The request:
Show every line in the records below that contains the word "this".

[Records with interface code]

***

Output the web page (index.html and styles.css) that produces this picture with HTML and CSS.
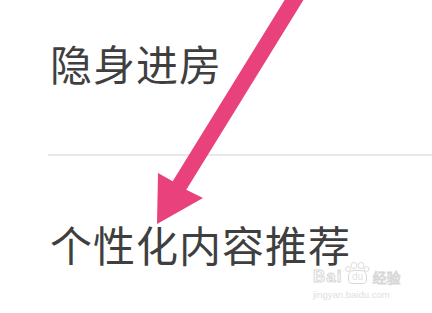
FILE: index.html
```html
<!DOCTYPE html>
<html>
<head>
    <title>设置</title>
    <link rel="stylesheet" href="styles.css">
</head>
<body>
    <div class="screen">
        <div class="item first">隐身进房</div>
        <div class="divider"></div>
        <div class="item second">个性化内容推荐</div>

        <svg class="arrow" width="432" height="313" viewBox="0 0 432 313">
            <polygon fill="#e9417b" points="293.4,-14.2 307,-5.8 186.3,189.7 203,198 157,224 158,173 172.7,181.3"/>
        </svg>

        <div class="watermark">
            <div class="wm-top">
                <span class="wm-bai">Bai</span>
                <span class="wm-paw">
                    <svg class="toes" width="26" height="10" viewBox="0 0 26 10">
                        <g fill="none" stroke="#dcdcdc" stroke-width="1">
                            <ellipse cx="4" cy="7" rx="2.5" ry="2.5"/>
                            <ellipse cx="10" cy="3.5" rx="3" ry="3"/>
                            <ellipse cx="17" cy="3.5" rx="3" ry="3"/>
                            <ellipse cx="22.5" cy="7" rx="2.5" ry="2.5"/>
                        </g>
                    </svg>
                    <span class="wm-du">du</span>
                </span>
                <span class="wm-jy">经验</span>
            </div>
            <div class="wm-url">jingyan.baidu.com</div>
        </div>
    </div>
</body>
</html>
```
FILE: styles.css
```css
body {
    margin: 0;
    background: #fff;
    font-family: "Noto Sans CJK SC", "Noto Sans", sans-serif;
}
.screen {
    position: relative;
    width: 432px;
    height: 313px;
    overflow: hidden;
}
.item {
    font-size: 42px;
    line-height: 42px;
    color: #3f3f3f;
    padding-left: 50px;
    letter-spacing: 1px;
}
.first {
    padding-top: 42px;
}
.divider {
    margin: 70px 0 0 48px;
    height: 2px;
    background: #e8e8e8;
}
.second {
    margin-top: 67px;
}
.arrow {
    position: absolute;
    left: 0;
    top: 0;
}
.watermark {
    position: absolute;
    left: 313px;
    top: 270px;
    color: #e2e2e2;
    font-family: "Liberation Sans", sans-serif;
}
.wm-top {
    display: flex;
    align-items: flex-end;
    gap: 2px;
    height: 14px;
}
.wm-bai {
    font-size: 17px;
    line-height: 14px;
    font-weight: bold;
    letter-spacing: 1px;
    color: #fff;
    -webkit-text-stroke: 1px #d8d8d8;
}
.wm-paw {
    position: relative;
    width: 26px;
    display: flex;
    justify-content: center;
}
.toes {
    position: absolute;
    left: 0;
    bottom: 12px;
}
.wm-du {
    font-size: 10px;
    line-height: 12px;
    padding: 0 3px;
    border: 1px solid #d8d8d8;
    border-radius: 6px 6px 4px 4px;
}
.wm-jy {
    font-family: "Noto Sans CJK SC", sans-serif;
    font-size: 14px;
    line-height: 14px;
    color: #fff;
    -webkit-text-stroke: 1px #d8d8d8;
}
.wm-url {
    font-size: 9.5px;
    line-height: 11px;
    margin-top: 5px;
    color: #e0e0e0;
}
```
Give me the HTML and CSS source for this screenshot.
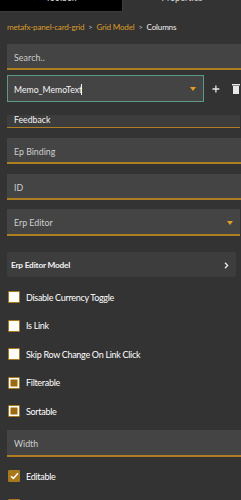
FILE: index.html
```html
<!DOCTYPE html>
<html>
<head>
<meta charset="utf-8">
<link rel="stylesheet" href="styles.css">
</head>
<body>
<div class="tabs">
  <div class="tab tab-active">Toolbox</div>
  <div class="tab">Properties</div>
</div>
<div class="panel">
  <div class="crumbs"><span class="crumb">metafx-panel-card-grid</span><span class="sep">&gt;</span><span class="crumb">Grid Model</span><span class="sep">&gt;</span><span class="crumb-cur">Columns</span></div>
  <div class="field search">Search..</div>
  <div class="memo-row">
    <div class="memo"><span class="memo-text">Memo_MemoText</span><span class="caret"></span><span class="grow"></span><span class="tri"></span></div>
    <svg class="plus" width="8" height="8" viewBox="0 0 8 8"><path d="M4 0.5V7.5M0.5 4H7.5" stroke="#e8e8e8" stroke-width="1.3"/></svg>
    <svg class="trash" width="8" height="11" viewBox="0 0 8 11"><rect x="0" y="1" width="8" height="1.5" fill="#e8e8e8"/><rect x="1" y="3" width="6" height="8" fill="#e8e8e8"/></svg>
  </div>
  <div class="feedback">Feedback</div>
  <div class="field gap-a">Ep Binding</div>
  <div class="field gap-a">ID</div>
  <div class="field select gap-b"><span>Erp Editor</span><span class="tri"></span></div>
  <div class="model"><span>Erp Editor Model</span><svg width="5" height="7" viewBox="0 0 5 7"><path d="M1 0.8L3.6 3.5L1 6.2" stroke="#dfe8ef" stroke-width="1.4" fill="none"/></svg></div>
  <div class="checks">
    <div class="check"><span class="box"></span>Disable Currency Toggle</div>
    <div class="check"><span class="box"></span>Is Link</div>
    <div class="check"><span class="box"></span>Skip Row Change On Link Click</div>
    <div class="check"><span class="box part"></span>Filterable</div>
    <div class="check"><span class="box part"></span>Sortable</div>
  </div>
  <div class="field width">Width</div>
  <div class="checks">
    <div class="check"><span class="box on"><svg width="9" height="8" viewBox="0 0 9 8"><path d="M1 4.2L3.4 6.4L8 1.2" stroke="#fff" stroke-width="1.5" fill="none"/></svg></span>Editable</div>
    <div class="check"><span class="box"></span>Selectable</div>
  </div>
</div>
</body>
</html>
```

FILE: styles.css
```css
html, body {
  margin: 0;
  padding: 0;
}
body {
  background: #333333;
  font-family: Lato, "Open Sans", sans-serif;
  width: 241px;
  height: 500px;
  overflow: hidden;
  color: #fff;
}
.tabs {
  display: flex;
  height: 20px;
  margin-top: -8px;
  font-size: 9px;
}
.tab {
  flex: 0 0 118px;
  text-align: center;
  line-height: 12px;
  color: #d8d8d8;
  background: #333;
}
.tab-active {
  flex: 0 0 123px;
  background: #000;
  border-right: 1px solid #3c3c3c;
  border-bottom: 1px solid #3c3c3c;
  box-sizing: border-box;
}
.panel {
  padding-left: 7px;
  width: 240px;
  box-sizing: border-box;
}
.crumbs {
  height: 22px;
  line-height: 30px;
  font-size: 8.1px;
  display: flex;
  align-items: baseline;
  white-space: nowrap;
  letter-spacing: -0.2px;
}
.crumb {
  color: #d99a2b;
}
.crumb-cur {
  color: #f0f0f0;
}
.sep {
  color: #bfbfbf;
  margin: 0 4px;
  font-size: 7.5px;
}
.field {
  box-sizing: border-box;
  height: 26px;
  background: #444444;
  border-bottom: 2px solid #b07e22;
  padding-left: 7px;
  font-size: 8.8px;
  color: #cfcfcf;
  display: flex;
  align-items: center;
  padding-top: 2px;
  width: 235px;
}
.search {
  margin-top: 10px;
  width: 240px;
  letter-spacing: 0.1px;
}
.memo-row {
  display: flex;
  align-items: center;
  margin-top: 5px;
  height: 27px;
}
.memo {
  box-sizing: border-box;
  width: 202px;
  height: 27px;
  border: 1px solid #5b9a84;
  background: #444444;
  display: flex;
  align-items: center;
  padding: 1px 7px 0 6px;
  font-size: 8.7px;
  color: #f4f4f4;
}
.caret {
  width: 1px;
  height: 11px;
  background: #f0f0f0;
  margin-left: -1px;
}
.grow {
  flex: 1;
}
.tri {
  width: 0;
  height: 0;
  border-left: 3.5px solid transparent;
  border-right: 3.5px solid transparent;
  border-top: 4px solid #e6a020;
}
.plus {
  margin-left: 8px;
}
.trash {
  margin-left: 12px;
  flex: none;
}
.feedback {
  box-sizing: border-box;
  margin-top: 13px;
  height: 13px;
  width: 233px;
  background: #3d3d3d;
  border-bottom: 1px solid #b07e22;
  font-size: 8.7px;
  line-height: 9px;
  padding-left: 7px;
  color: #f4f4f4;
}
.gap-a {
  margin-top: 10px;
  width: 240px;
}
.select {
  justify-content: space-between;
  padding-right: 7px;
  height: 27px;
  width: 233px;
}
.gap-b {
  margin-top: 9px;
}
.model {
  margin-top: 16px;
  box-sizing: border-box;
  height: 25px;
  width: 229px;
  background: #3d3d3d;
  border-radius: 2px;
  display: flex;
  align-items: center;
  justify-content: space-between;
  padding: 1px 7px 0 4px;
  font-size: 8.3px;
  font-weight: bold;
  letter-spacing: -0.2px;
  color: #f4f4f4;
}
.checks {
  margin-top: 5.75px;
  display: flex;
  flex-direction: column;
}
.check {
  height: 28.5px;
  display: flex;
  align-items: center;
  font-size: 9px;
  letter-spacing: -0.3px;
  color: #ffffff;
  white-space: nowrap;
}
.box {
  box-sizing: border-box;
  width: 12px;
  height: 12px;
  margin: 0 6px 0 1px;
  background: #ffffff;
  border: 1.5px solid #a8781c;
  border-radius: 1px;
  display: flex;
  align-items: center;
  justify-content: center;
  flex: none;
}
.box.part {
  background: #9a6a12;
  box-shadow: inset 0 0 0 1.5px #ffffff;
}
.box.on {
  background: #a8781c;
}
.width {
  margin-top: 4.75px;
  height: 27px;
  width: 240px;
}
.width + .checks {
  margin-top: 4.75px;
}
```
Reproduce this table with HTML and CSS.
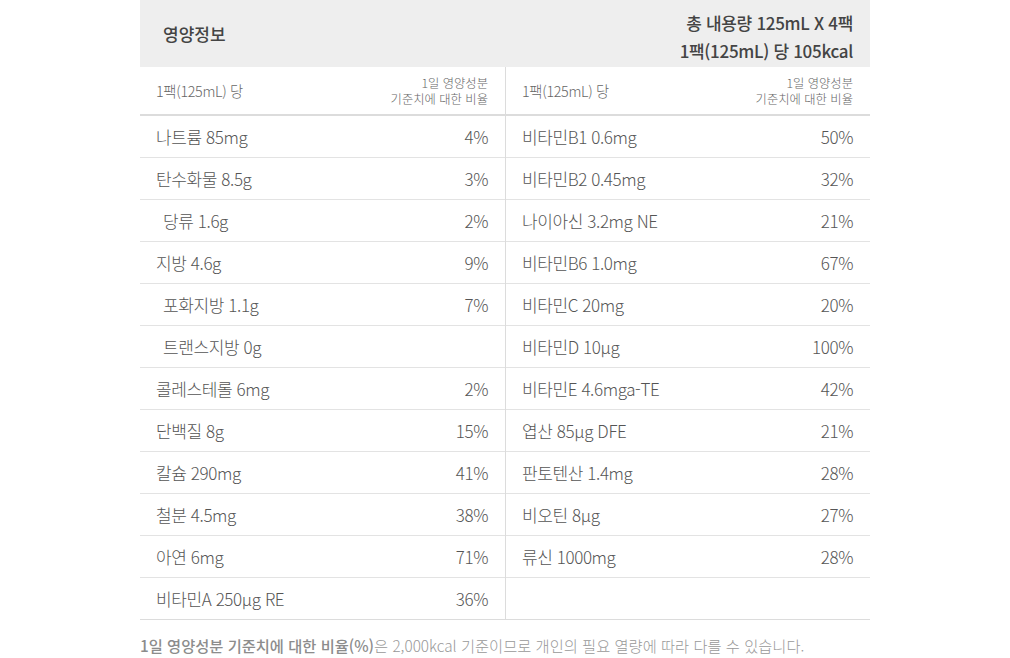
FILE: index.html
```html
<!DOCTYPE html>
<html lang="ko">
<head>
<meta charset="utf-8">
<link rel="stylesheet" href="styles.css">
</head>
<body>
<div class="wrap">
  <div class="head">
    <div class="title">영양정보</div>
    <div class="total">총 내용량 125mL X 4팩<br>1팩(125mL) 당 105kcal</div>
  </div>
  <div class="table">
    <div class="col left">
      <div class="sub"><span>1팩(125mL) 당</span><span class="ratio">1일 영양성분<br>기준치에 대한 비율</span></div>
      <div class="row"><span>나트륨 85mg</span><span>4%</span></div>
      <div class="row"><span>탄수화물 8.5g</span><span>3%</span></div>
      <div class="row ind"><span>당류 1.6g</span><span>2%</span></div>
      <div class="row"><span>지방 4.6g</span><span>9%</span></div>
      <div class="row ind"><span>포화지방 1.1g</span><span>7%</span></div>
      <div class="row ind"><span>트랜스지방 0g</span><span></span></div>
      <div class="row"><span>콜레스테롤 6mg</span><span>2%</span></div>
      <div class="row"><span>단백질 8g</span><span>15%</span></div>
      <div class="row"><span>칼슘 290mg</span><span>41%</span></div>
      <div class="row"><span>철분 4.5mg</span><span>38%</span></div>
      <div class="row"><span>아연 6mg</span><span>71%</span></div>
      <div class="row"><span>비타민A 250μg RE</span><span>36%</span></div>
    </div>
    <div class="col right">
      <div class="sub"><span>1팩(125mL) 당</span><span class="ratio">1일 영양성분<br>기준치에 대한 비율</span></div>
      <div class="row"><span>비타민B1 0.6mg</span><span>50%</span></div>
      <div class="row"><span>비타민B2 0.45mg</span><span>32%</span></div>
      <div class="row"><span>나이아신 3.2mg NE</span><span>21%</span></div>
      <div class="row"><span>비타민B6 1.0mg</span><span>67%</span></div>
      <div class="row"><span>비타민C 20mg</span><span>20%</span></div>
      <div class="row"><span>비타민D 10μg</span><span>100%</span></div>
      <div class="row"><span>비타민E 4.6mga-TE</span><span>42%</span></div>
      <div class="row"><span>엽산 85μg DFE</span><span>21%</span></div>
      <div class="row"><span>판토텐산 1.4mg</span><span>28%</span></div>
      <div class="row"><span>비오틴 8μg</span><span>27%</span></div>
      <div class="row"><span>류신 1000mg</span><span>28%</span></div>
      <div class="row"><span></span><span></span></div>
    </div>
  </div>
  <p class="note"><b>1일 영양성분 기준치에 대한 비율(%)</b>은 2,000kcal 기준이므로 개인의 필요 열량에 따라 다를 수 있습니다.</p>
</div>
</body>
</html>
```

FILE: styles.css
```css
* { box-sizing: border-box; }
html, body { margin: 0; padding: 0; background: #fff; }
body {
  font-family: "Noto Sans CJK KR", "Noto Sans", sans-serif;
  font-weight: 300;
  color: #555;
}
.wrap {
  width: 730px;
  margin-left: 140px;
}
.head {
  height: 67px;
  background: #eeeeee;
  display: flex;
  justify-content: space-between;
  align-items: center;
  padding: 0 17px 0 23px;
}
.title {
  font-size: 17px;
  font-weight: 500;
  color: #444;
  letter-spacing: 0;
}
.total {
  font-size: 17px;
  font-weight: 500;
  color: #444;
  text-align: right;
  line-height: 28px;
  letter-spacing: -0.3px;
  margin-top: 7px;
}
.table {
  display: grid;
  grid-template-columns: 366px 364px;
  border-bottom: 1px solid #dcdcdc;
}
.col.left { border-right: 1px solid #dcdcdc; }
.sub {
  height: 49px;
  display: flex;
  justify-content: space-between;
  align-items: center;
  border-bottom: 2px solid #dcdcdc;
  padding: 0 17px 0 16px;
  font-size: 14.3px;
  color: #666;
  letter-spacing: -0.3px;
}
.sub .ratio {
  font-size: 12.3px;
  line-height: 16px;
  text-align: right;
  letter-spacing: 0;
  margin-top: 1px;
}
.row {
  height: 42px;
  display: flex;
  justify-content: space-between;
  align-items: center;
  border-top: 1px solid #e3e3e3;
  padding: 0 17px 0 16px;
  font-size: 17px;
  letter-spacing: -0.4px;
  color: #555;
}
.sub + .row { border-top: none; height: 41px; }
.row.ind { padding-left: 23px; }
.col.right .row, .col.right .sub { padding-left: 16px; }
.note {
  margin: 14px 0 0;
  font-size: 15.3px;
  color: #999;
  letter-spacing: 0;
}
.note b { font-weight: 500; color: #8c8c8c; }
```
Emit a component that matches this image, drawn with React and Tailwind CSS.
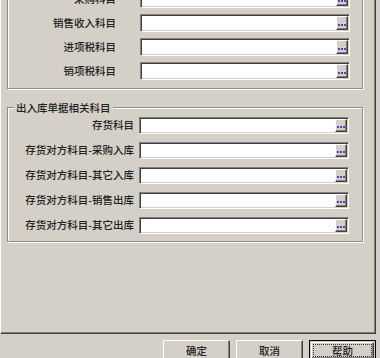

***

Correct output:
Output the web page (index.html and styles.css) that produces this picture with HTML and CSS.
Give me the HTML and CSS source for this screenshot.
Reproduce this table with HTML and CSS.
Emit a component that matches this image, drawn with React and Tailwind CSS.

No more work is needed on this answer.